If the BoJ needs academic footing to do what needs to be done, it could well follow then-Fed Governor Bernanke’s 2003 suggestion: Rather than targeting the inflation rate, the BoJ could target restoring the pre-deflation price level, meaning that deflationary sins are not forgiven. This way, Mr. Bernanke argued, the public would view reflationary increases in the BoJ’s balance sheet and the money stock as permanent, rather than something to be “taken back” at the earliest orthodox opportunity.

The BoJ: Time to Act Aggressively
Japan’s problem is deflation, not inflation as far as an eye can see. An “all-in” reflationary policy is what is needed.

Three concepts the BoJ could consider:

1. Explicitly promise there will be no exit from QE and no rate hikes until inflation is not just positive, but meaningfully positive.
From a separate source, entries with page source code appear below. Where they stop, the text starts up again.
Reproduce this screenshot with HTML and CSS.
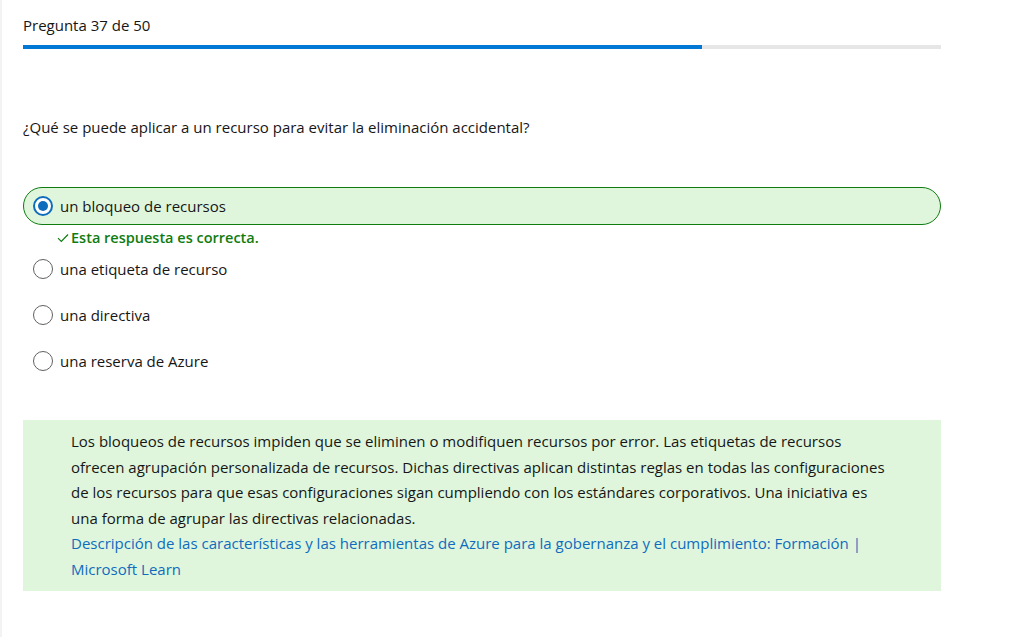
FILE: index.html
```html
<!DOCTYPE html>
<html lang="es">
<head>
<meta charset="utf-8">
<link rel="stylesheet" href="styles.css">
</head>
<body>
<div class="page">
  <main class="panel">
    <div class="counter">Pregunta 37 de 50</div>
    <div class="progress"><div class="progress-fill" style="width: 74%"></div></div>
    <p class="question">¿Qué se puede aplicar a un recurso para evitar la eliminación accidental?</p>
    <div class="options">
      <label class="option selected">
        <span class="radio checked"></span>
        <span class="opt-text">un bloqueo de recursos</span>
      </label>
      <div class="feedback">
        <svg class="check" width="12" height="10" viewBox="0 0 12 10"><path d="M1 5.2 L4.3 8.5 L11 1.5" fill="none" stroke="#107c10" stroke-width="1.2"/></svg>
        <span>Esta respuesta es correcta.</span>
      </div>
      <label class="option">
        <span class="radio"></span>
        <span class="opt-text">una etiqueta de recurso</span>
      </label>
      <label class="option">
        <span class="radio"></span>
        <span class="opt-text">una directiva</span>
      </label>
      <label class="option">
        <span class="radio"></span>
        <span class="opt-text">una reserva de Azure</span>
      </label>
    </div>
    <div class="explanation">
      <p>Los bloqueos de recursos impiden que se eliminen o modifiquen recursos por error. Las etiquetas de recursos ofrecen agrupación personalizada de recursos. Dichas directivas aplican distintas reglas en todas las configuraciones de los recursos para que esas configuraciones sigan cumpliendo con los estándares corporativos. Una iniciativa es una forma de agrupar las directivas relacionadas.<br><a href="#">Descripción de las características y las herramientas de Azure para la gobernanza y el cumplimiento: Formación | Microsoft Learn</a></p>
    </div>
  </main>
  <aside class="side"></aside>
</div>
</body>
</html>
```
FILE: styles.css
```css
* { box-sizing: border-box; }
html, body { margin: 0; padding: 0; background: #fff; }
body {
  font-family: "Segoe UI", "Open Sans", "Noto Sans", sans-serif;
  color: #161616;
  height: 637px;
  overflow: hidden;
}
.page {
  display: flex;
  height: 637px;
  padding-left: 2px;
  background: #f3f3f3;
}
.panel {
  width: 960px;
  background: #fff;
  padding: 14px 21px 0 21px;
  box-shadow: 1px 0 2px rgba(0,0,0,0.08);
}
.side { flex: 1; background: #fff; }
.counter {
  font-size: 15px;
  line-height: 22px;
  height: 22px;
}
.progress {
  margin-top: 9px;
  height: 4px;
  background: #e6e6e6;
}
.progress-fill { height: 100%; background: #0078d4; }
.question {
  margin: 67px 0 0;
  font-size: 15px;
  line-height: 22px;
}
.options { margin-top: 49px; display: flex; flex-direction: column; }
.option {
  display: flex;
  align-items: center;
  height: 38px;
  padding-left: 9px;
  border: 1px solid transparent;
  border-radius: 19px;
  font-size: 15px;
  margin-bottom: 8px;
}
.option.selected {
  background: #dff6dd;
  border-color: #107c10;
  margin-bottom: 0;
}
.radio {
  width: 20px;
  height: 20px;
  border: 1px solid #616161;
  border-radius: 50%;
  margin-right: 7px;
  flex: none;
  display: flex;
  align-items: center;
  justify-content: center;
  background: #fff;
}
.radio.checked { border: 2px solid #0f6cbd; }
.radio.checked::after {
  content: "";
  width: 10px;
  height: 10px;
  border-radius: 50%;
  background: #0f6cbd;
}
.feedback {
  display: flex;
  align-items: center;
  height: 25px;
  padding-left: 34px;
  font-size: 14.5px;
  font-weight: 600;
  color: #107c10;
  margin-bottom: 0;
}
.check { margin-right: 2px; }
.explanation {
  margin-top: 32px;
  background: #dff6dd;
  padding: 9px 48px 8px 48px;
}
.explanation p {
  margin: 0;
  font-size: 15px;
  line-height: 25.6px;
}
.explanation a { color: #0f6cbd; text-decoration: none; }
```
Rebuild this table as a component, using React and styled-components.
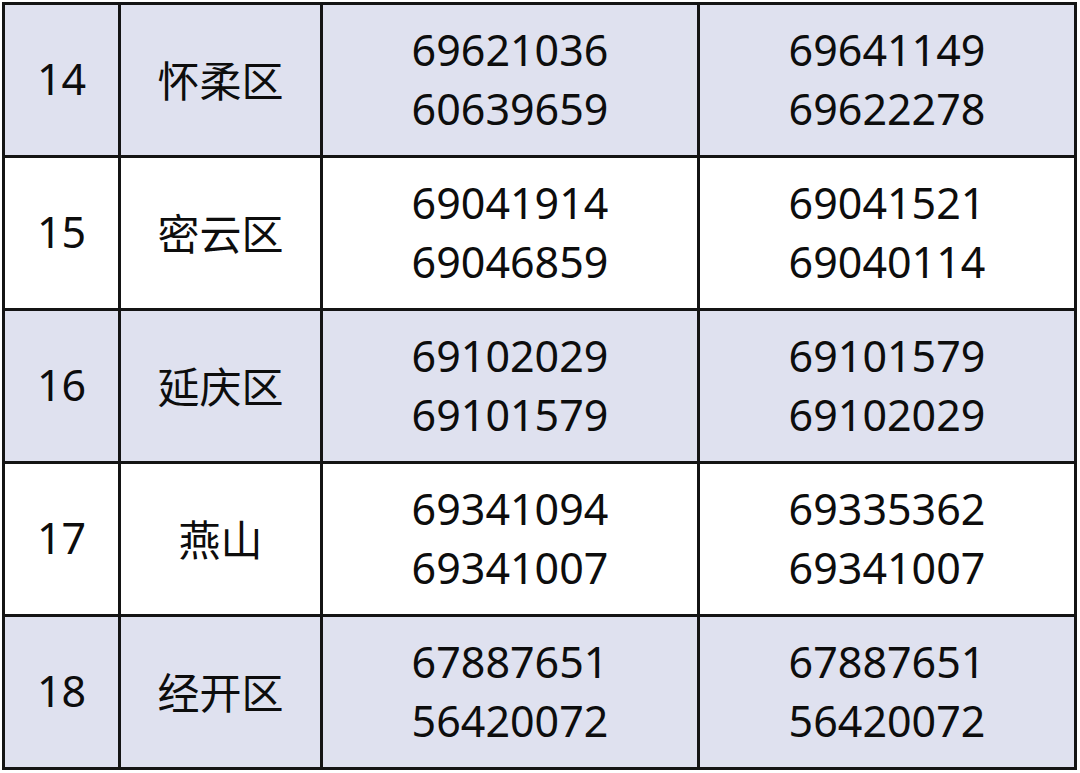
import React from "react";
import styled, { createGlobalStyle } from "styled-components";

const GlobalStyle = createGlobalStyle`
  html, body {
    margin: 0;
    padding: 0;
    background: #ffffff;
  }
  body {
    font-family: "Noto Sans", "Noto Sans CJK SC", sans-serif;
  }
`;

const Page = styled.div`
  width: 1080px;
  height: 773px;
  padding: 2px 0 0 2px;
  box-sizing: border-box;
`;

const Grid = styled.div`
  display: grid;
  grid-template-columns: 113px 199px 374px 374px;
  grid-auto-rows: 150px;
  gap: 3px;
  padding: 3px;
  width: max-content;
  background: #141414;
`;

const Cell = styled.div`
  display: flex;
  flex-direction: column;
  align-items: center;
  justify-content: center;
  padding-bottom: 3px;
  box-sizing: border-box;
  background: ${(p) => (p.$shaded ? "#dfe1ef" : "#ffffff")};
  color: #0d0d0d;
  font-size: ${(p) => (p.$cjk ? "42px" : "43px")};
  line-height: 59px;
  font-family: ${(p) =>
    p.$cjk
      ? '"Noto Sans CJK SC", "Noto Sans", sans-serif'
      : '"Noto Sans", "Noto Sans CJK SC", sans-serif'};
`;

const rows = [
  { no: "14", name: "怀柔区", a: ["69621036", "60639659"], b: ["69641149", "69622278"] },
  { no: "15", name: "密云区", a: ["69041914", "69046859"], b: ["69041521", "69040114"] },
  { no: "16", name: "延庆区", a: ["69102029", "69101579"], b: ["69101579", "69102029"] },
  { no: "17", name: "燕山", a: ["69341094", "69341007"], b: ["69335362", "69341007"] },
  { no: "18", name: "经开区", a: ["67887651", "56420072"], b: ["67887651", "56420072"] },
];

export default function App() {
  return (
    <Page>
      <GlobalStyle />
      <Grid>
        {rows.map((r, i) => {
          const shaded = i % 2 === 0;
          return (
            <React.Fragment key={r.no}>
              <Cell $shaded={shaded}>{r.no}</Cell>
              <Cell $shaded={shaded} $cjk>{r.name}</Cell>
              <Cell $shaded={shaded}>
                {r.a.map((n, j) => (
                  <span key={j}>{n}</span>
                ))}
              </Cell>
              <Cell $shaded={shaded}>
                {r.b.map((n, j) => (
                  <span key={j}>{n}</span>
                ))}
              </Cell>
            </React.Fragment>
          );
        })}
      </Grid>
    </Page>
  );
}
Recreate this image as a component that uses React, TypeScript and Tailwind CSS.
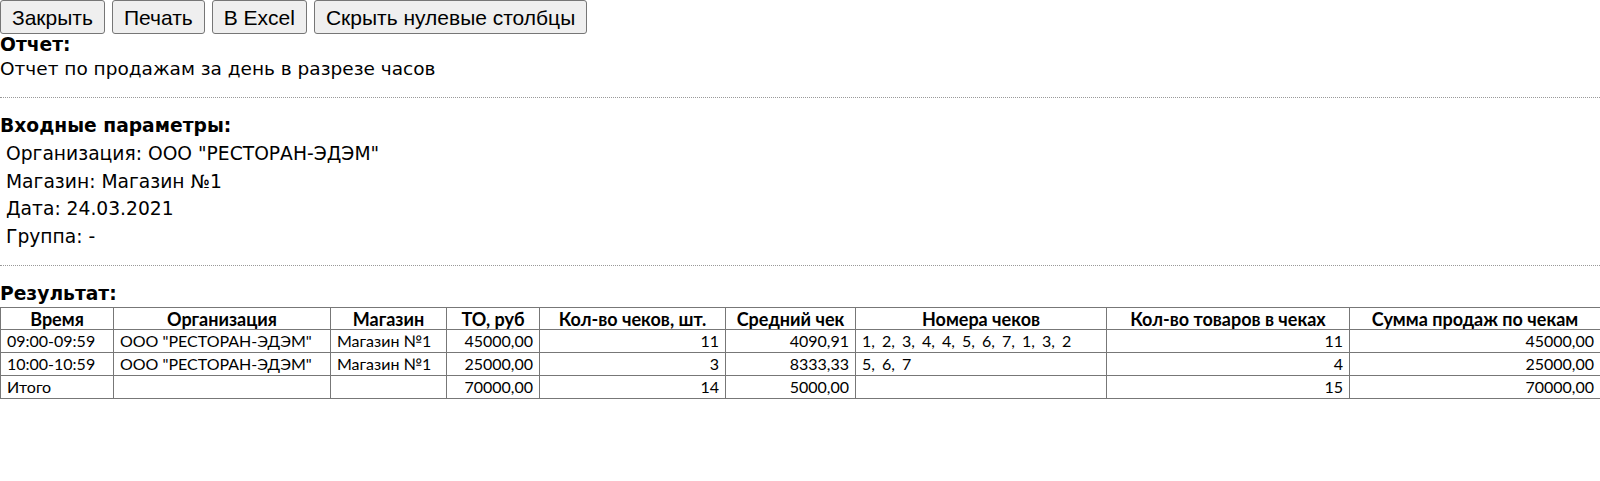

One way to do this would be to adopt a price level target rather than an inflation target, embracing the idea that past deflationary sins will not only not be forgiven but require even more aggressive reflationary atonement.

2. Buy unlimited amounts of the long-dated Japanese Government Bonds (JGBs) to pull down nominal yields, with an accord with the fiscal authority to absorb any future losses on JGBs, once reflationary policy has borne its fruits, generating a bear market in JGBs.

3. Working with the Ministry of Finance, sell unlimited amounts of Yen against other developed countries’ currencies, printing the necessary Yen.

Our read is that the BoJ has not concluded that such bold steps are required. But as Mr. Bernanke intoned,3 no country with a fiat currency, which borrows in its own currency in the context of a current account deficit, should ever willingly embrace deflation. It is to be fervently hoped that the Bank of Japan’s rhetorical reflationary thaw of December, declaring it will not “tolerate” zero or below inflation, will give way to active reflationary green shoots by spring.

Meanwhile, markets don’t wait. And if it becomes clear that the BoJ really does “get it,” the currency markets will be way out in front of the BoJ.